Straw ban paused
The New Shoreham Town Council has discovered that banning plastic straws on Block Island might be a bit different than banning plastic bags and balloons.
Banning plastic straws seems to be a more complex issue, since replacement products such as paper straws are not readily available, and the island’s business community may encounter enforcement challenges. After hearing the Planning Board’s recommendation to ban plastic straws, and stirrers, at its meeting on Wednesday, Oct. 17, the council decided to table the discussion to set a hearing date on the subject to a future meeting.
Over the past year, the council banned single-use plastic bags for the retail sale of goods, and also balloons, for distribution on the island.
Some of the island’s businesses are questioning implementation of a plastic straw ban, saying there’s difficulty in purchasing replacement products, and that there needs to be education protocol for discouraging the public’s use of plastic products.
Resident Brad Marthens, owner of The Atlantic Inn, said he had concerns about plastic products being over regulated.
Marthens said the council “has a duty to contact the businesses” that would be impacted by a plastic straw ban to get their input about the issue. He said “most island businesses” are banning and discouraging the use of plastic straws without a town ordinance.
“You can over-regulate,” said Marthens, who noted that it is challenging purchasing paper straws due to the increase in demand.
He said there’s a “backlog” on replacement products, such as paper straws.

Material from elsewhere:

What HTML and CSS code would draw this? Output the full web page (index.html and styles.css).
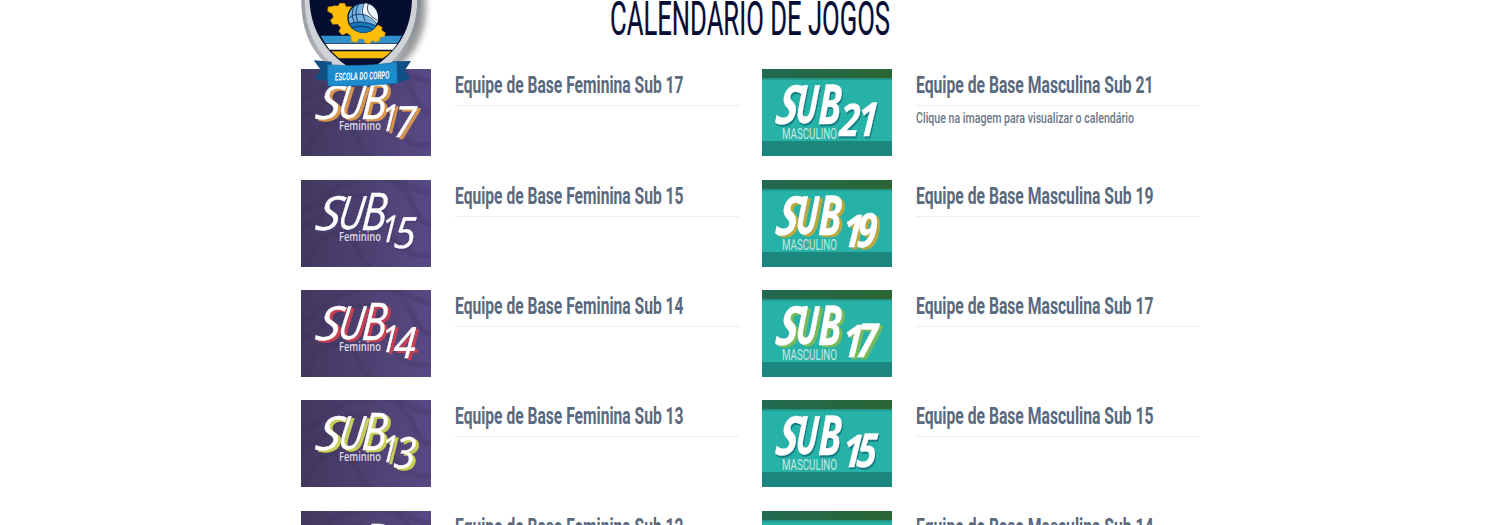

Kathy Szabo, whose family owns Rebbeca’s Seafood on Water Street, and the concession at the Town Beach, said, “Where’s the education?”
Szabo said there needs to be signage informing patrons about the island’s intent to discourage the use of plastic straws. “Who’s going to do that?”
“That would be part of the plan,” said First Warden Ken Lacoste. “Education is important.”
Councilor Martha Ball said that, “Rebecca’s and the Mohegan Café were actively promoting not using plastic straws. I don’t know how many other places” were doing that.
Ball said she would like to see that be a part of the plastics reduction initiative. “I don’t know how much that cut down on the use of plastic straws.”
“It cut down quite a bit,” said Szabo, who noted that her son, Jonas, said that it equated to a 70 percent reduction of plastic straw usage.
“That’s a good start,” said Ball.
Former First Warden, Kim Gaffett, who is an environmental advocate, said plastics need to be removed from the environment, because they lead to “a lot of unintended consequences. We probably shouldn’t have business interests making decisions about how we’re going to” address the issue.
Planning Board member Socha Cohen said, “There are so many conflicting interests and points of view that the first public hearing the council holds might just be devoted to input. I see several public hearings. I don’t see this being solved with one public hearing.”
“We also have to take into consideration unintended consequences of a ban,” said Cohen. “We have to look at so many angles of this” that I think the Town Manager should be charged with directing the discussion.
Councilor Sven Risom said he was excited that the Planning Board’s plastic reduction initiative is creating a spirited debate on the subject.
“I believe strongly that the goal is to reduce the amount of plastic in the environment. Period.”
Risom said the intent is not to harm any island businesses, and to reduce the amount of non-recyclable plastic that are basically not healthy for the marine environment on Block Island.”
“We needed a dialogue to get off plastics,” said Risom. “I’m excited that we’re all discussing it. We need to work together. Let’s keep the dialogue going. Let’s work at it.”
After the discussion, the Town Council voted unanimously to table the item. Lacoste made the motion, which was seconded by Risom.
“We’ll take it up at a later time,” said Lacoste.
The next Town Council meeting is a liquor license renewal meeting scheduled for Thursday, Nov. 1 at 4 p.m.